This is the second of 6 posts where Students voice ideas about neurodiversity, fitting in, and what it means to be included. Contributors participated in the course "Neurodiversity Narratives," where they studied content created exclusively by people who have ADHD, dyslexia, autism, and overlapping cultural and gender diversity.
Have you experienced ableism?
Student contributors discuss LD prejudice as a form of ableism, sharing how this “-ism” has affected them.
“Ableism is a belief system that sees persons with disabilities as less worthy of respect and consideration, less able to contribute, or of less inherent value than others.”
“My high school teacher said that if the smart students didn’t understand the assignment, he’d explain it more. But, if the dumb kids didn’t understand, he wasn’t going to fix it.

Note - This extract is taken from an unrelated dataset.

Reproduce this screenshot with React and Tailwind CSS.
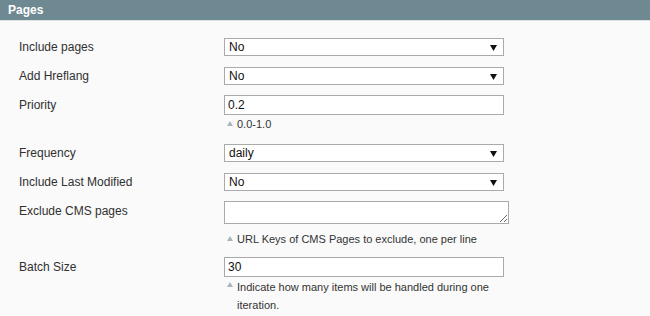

I found this hurtful because I have to work ten-times harder than other students to earn a passing grade. Another thing he did was put the number of failing students on the whiteboard.”
“There's also a lot of mental turmoil you go through (not to be overdramatic), where you seriously question your worth as a student and even as a human being. Someone neurotypical may get a poor grade and be stressed until they bring it back up. But someone neurodivergent, who tried super hard, spent extra time, and still got a bad grade, could start wondering what’s the point.”
“I have experienced internalized ableism a lot, and I imagine I have had ableist tendencies in ways that I’ve been unaware of. I’ve definitely caught myself thinking that my LD shouldn’t impair me, and I just need to work harder to succeed.”
“Less visible disabilities have a much larger ableism debate going on. There are arguments every day on social media about whether OCD, ADHD, and anxiety actually exist. It’s difficult to begin a conversation about combating ableism and creating a more even playing field when people don’t believe these challenges are real.”
“My sense of sight is horrible, so I rely on contacts and glasses to be able to see farther than inches from my face. I’m often thinking about how some people can just wake up and SEE, even in the dark, and it blows my mind a little.”